• azerbaycan şarkıları / skruk korosu albümünde bulunan dünyanın en hissiyatlı şarkılarından biri ilgar muradov bu şarkıda kanımca hissiyat sınırlarını zorlamıştır.. iki sene önce elime geçen bu kayıtın adını bilmediğim için senelerdir eksik hissederdim bugün buldum.
    şarkının sözlerinin kime ait olduğu da çok önemli inanılmaz sözleri var şarkının . en yakın zamanda sözlerini de buraya yazarım işallah..
    hatırladığım bi kaç satır var ki şöyleydi sanki

    yoruldu dizlerim
    kırıldı sözlerim
    silindi izlerim gel.

    ah ah bi 70lik rakı içirir adama ilgar muradov un gel deyişi
  • norveççesi sjelens portaler olan nefis şarkı
  • dinleyip de iflah olanına (iflah olmak isteyen dinlemeye) rastlamadığım derinlikte ve güzellikte; türkü mü, şarkı mı, ilahi mi, kilam mı bilemediğimdir.

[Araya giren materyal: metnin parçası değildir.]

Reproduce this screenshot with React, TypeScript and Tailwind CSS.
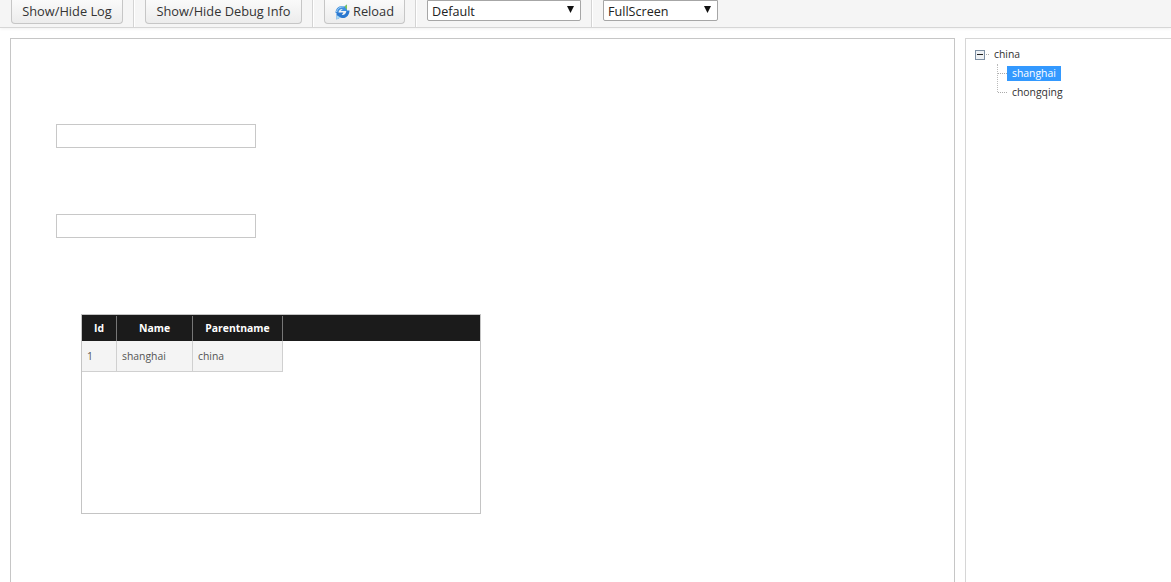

    sözlerini yazayım da tam olsun azlığım:

    "hezin mah kimi, sönmez çırah kimi
    sevgim gele dile yar

    hicran gelip getmez, coşan gönlün dinmez
    bunu hiç kim bilmez yar
    sensiz yanar yürek susar arzu dinler
    döner solgun güle yar
    harda galdın harda gözüm intizarda
    gayıt baharım tez gel
    sevimli gül yarım
    şirin arzularım yolunu gözlerem gel

    ömrümün gısmeti, sevgimin hesreti, dilimin eseri gel
    yoruldu gözlerim, gırıldı sözlerim, silindi izlerim gel

    hesret gelbim duvar
    açan gülüm solar
    ömrüm hazan olar gel"

    beste ve düzenleme: siyavuş kerimi
    söz: salim haggi*
  • hani ya bir laf vardır,

    sevsem öldürürler, sevmesem öldüm diye.
    işte böyle bir şey bu da.
    oksimoronik bir kedi kuyruğunu ısırıp duruyorsun dinlerken habire.
    dinlesen öleceksin sanki, dinlemesen küllüm öldün.
    veyahut oldun, yani bakışla değişen bir manası var çokça.
    aşk şehri'nin bir sakini vasıtasıyla tanış(tırıl)dığım, heçkeslerden gizli gizli dinleyesim gelen,
    bir tek kayıt baharım gel diyişine bile içim giden, hem de geri gelmeyen öyle bir acaip s/ezgi.
  • geçenlerde gecenin bir vakti keşfettiğim, hayatta duyabileceğim en güzel şeylerden biri. azeri ezgilerini sevdiğimden bir araştırmaya gireyim dedim, bununla karşılaştım. dinledim, önce ilgar muradov'dan. sonra nurlan növresli'den. zamanında nurlan diye bir arkadaşım vardı, azerice öğrenseymişim doğru dürüst be, dedim gibi oldu. beynimi yaktı. azerice zaten öyle yürekten bir dil ki, hüzünlendirir şarkıları. bu kalbimi çıkardı. âşık filan değilim.

    bu adamlara bu şarkıları yaptırmayın, "dilimin ezberi" nedir ya.